• [GIVEN TASK]: Which lines contain the string "this"? Please list every one of them.

• [GIVEN DATA]:
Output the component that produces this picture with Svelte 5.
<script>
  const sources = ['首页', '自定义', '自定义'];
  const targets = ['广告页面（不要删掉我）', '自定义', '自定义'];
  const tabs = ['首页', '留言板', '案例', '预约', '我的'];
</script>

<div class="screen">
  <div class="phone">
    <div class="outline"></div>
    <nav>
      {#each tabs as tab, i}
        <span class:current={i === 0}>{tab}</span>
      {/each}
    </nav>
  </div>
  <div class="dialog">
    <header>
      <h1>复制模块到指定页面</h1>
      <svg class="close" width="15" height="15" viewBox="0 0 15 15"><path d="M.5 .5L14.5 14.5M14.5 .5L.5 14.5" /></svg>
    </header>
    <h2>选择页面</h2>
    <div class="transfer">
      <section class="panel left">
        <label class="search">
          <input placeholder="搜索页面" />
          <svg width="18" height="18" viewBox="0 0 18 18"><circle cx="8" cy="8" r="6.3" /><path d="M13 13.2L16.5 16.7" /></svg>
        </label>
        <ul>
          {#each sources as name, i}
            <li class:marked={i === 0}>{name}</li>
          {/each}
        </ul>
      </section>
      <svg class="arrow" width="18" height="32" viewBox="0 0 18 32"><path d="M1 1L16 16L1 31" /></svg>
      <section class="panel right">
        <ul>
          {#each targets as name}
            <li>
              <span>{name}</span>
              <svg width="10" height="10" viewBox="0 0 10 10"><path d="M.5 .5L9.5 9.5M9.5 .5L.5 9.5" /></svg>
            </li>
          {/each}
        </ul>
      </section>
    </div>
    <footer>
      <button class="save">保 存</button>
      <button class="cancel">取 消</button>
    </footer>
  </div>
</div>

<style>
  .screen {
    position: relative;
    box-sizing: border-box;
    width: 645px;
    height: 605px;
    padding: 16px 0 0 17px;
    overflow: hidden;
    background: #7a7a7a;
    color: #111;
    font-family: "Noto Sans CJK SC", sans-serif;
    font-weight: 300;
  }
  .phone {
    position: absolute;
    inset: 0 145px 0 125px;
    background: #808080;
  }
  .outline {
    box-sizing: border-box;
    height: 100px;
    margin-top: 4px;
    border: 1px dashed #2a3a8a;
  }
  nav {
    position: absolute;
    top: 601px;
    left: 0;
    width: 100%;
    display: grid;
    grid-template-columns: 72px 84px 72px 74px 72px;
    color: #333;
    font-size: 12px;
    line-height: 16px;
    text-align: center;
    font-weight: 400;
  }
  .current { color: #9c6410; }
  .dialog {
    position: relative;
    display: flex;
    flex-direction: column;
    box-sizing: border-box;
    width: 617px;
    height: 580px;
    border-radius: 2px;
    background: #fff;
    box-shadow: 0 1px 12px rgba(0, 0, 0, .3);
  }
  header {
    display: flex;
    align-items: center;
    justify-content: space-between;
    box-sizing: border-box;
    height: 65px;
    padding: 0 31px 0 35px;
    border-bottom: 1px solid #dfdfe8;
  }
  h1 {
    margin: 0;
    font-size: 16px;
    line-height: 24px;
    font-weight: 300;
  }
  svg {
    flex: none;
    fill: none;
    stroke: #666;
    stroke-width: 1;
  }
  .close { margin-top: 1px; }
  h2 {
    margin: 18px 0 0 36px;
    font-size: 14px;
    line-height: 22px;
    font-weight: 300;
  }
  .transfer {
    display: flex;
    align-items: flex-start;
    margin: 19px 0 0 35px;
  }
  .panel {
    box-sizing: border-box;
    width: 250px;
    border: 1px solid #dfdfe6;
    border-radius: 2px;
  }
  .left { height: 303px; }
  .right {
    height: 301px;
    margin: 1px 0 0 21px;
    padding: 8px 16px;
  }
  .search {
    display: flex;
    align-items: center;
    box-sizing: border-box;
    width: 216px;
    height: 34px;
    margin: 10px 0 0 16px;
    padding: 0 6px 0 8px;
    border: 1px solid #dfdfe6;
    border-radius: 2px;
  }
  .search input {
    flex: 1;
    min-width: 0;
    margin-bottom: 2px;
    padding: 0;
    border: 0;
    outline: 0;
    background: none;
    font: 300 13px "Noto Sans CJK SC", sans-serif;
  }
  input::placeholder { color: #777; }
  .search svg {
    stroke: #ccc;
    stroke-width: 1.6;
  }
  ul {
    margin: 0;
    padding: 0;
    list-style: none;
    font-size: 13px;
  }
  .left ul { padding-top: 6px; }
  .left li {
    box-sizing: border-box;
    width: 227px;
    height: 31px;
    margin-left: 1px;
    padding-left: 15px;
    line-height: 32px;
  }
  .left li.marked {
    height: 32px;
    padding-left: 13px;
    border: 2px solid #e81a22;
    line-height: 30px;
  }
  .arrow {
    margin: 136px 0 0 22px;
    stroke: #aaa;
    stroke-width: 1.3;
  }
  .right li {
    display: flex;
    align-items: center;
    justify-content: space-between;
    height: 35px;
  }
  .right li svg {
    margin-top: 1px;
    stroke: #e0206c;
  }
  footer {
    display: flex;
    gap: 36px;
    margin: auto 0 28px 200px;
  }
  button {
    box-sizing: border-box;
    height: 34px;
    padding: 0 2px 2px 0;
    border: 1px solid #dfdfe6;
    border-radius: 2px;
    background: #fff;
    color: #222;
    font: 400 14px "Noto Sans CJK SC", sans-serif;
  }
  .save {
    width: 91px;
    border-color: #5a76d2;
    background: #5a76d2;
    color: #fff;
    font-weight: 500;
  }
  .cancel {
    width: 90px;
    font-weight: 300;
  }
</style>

...

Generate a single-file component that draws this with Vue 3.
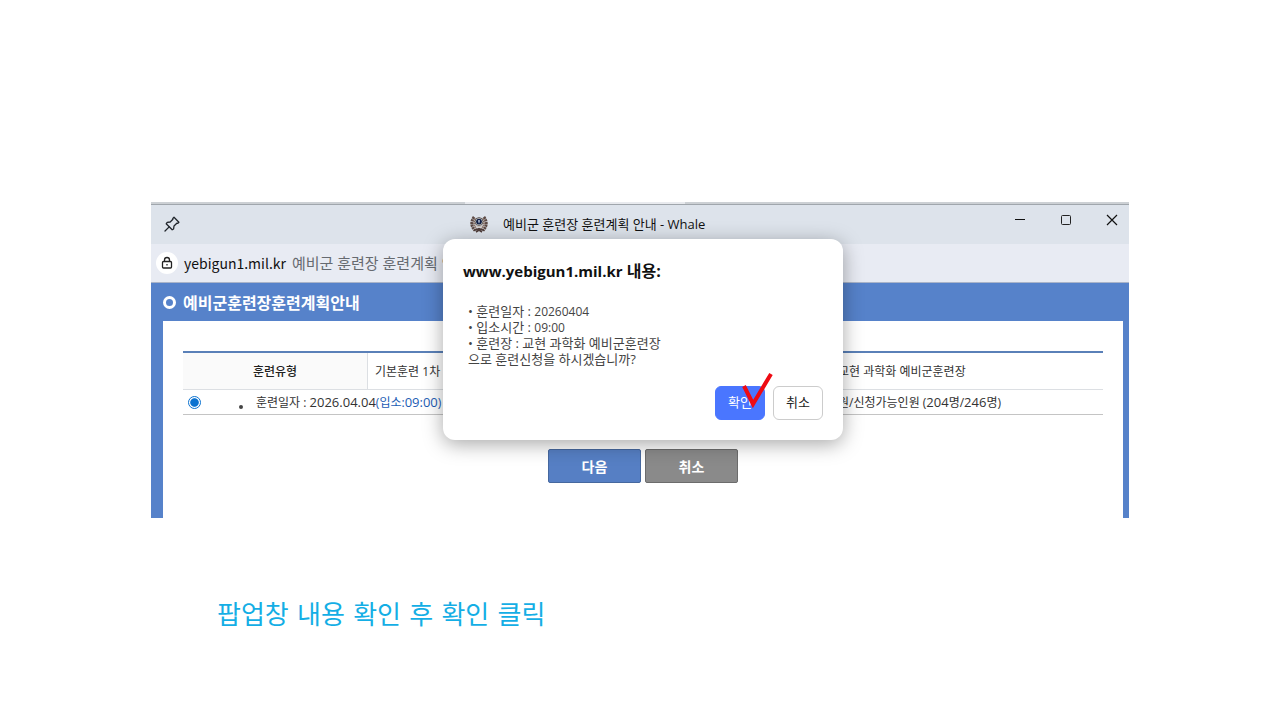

• [THE ANSWER]:
Output the component that produces this picture with Svelte 5.
Generate a single-file component that draws this with Vue 3.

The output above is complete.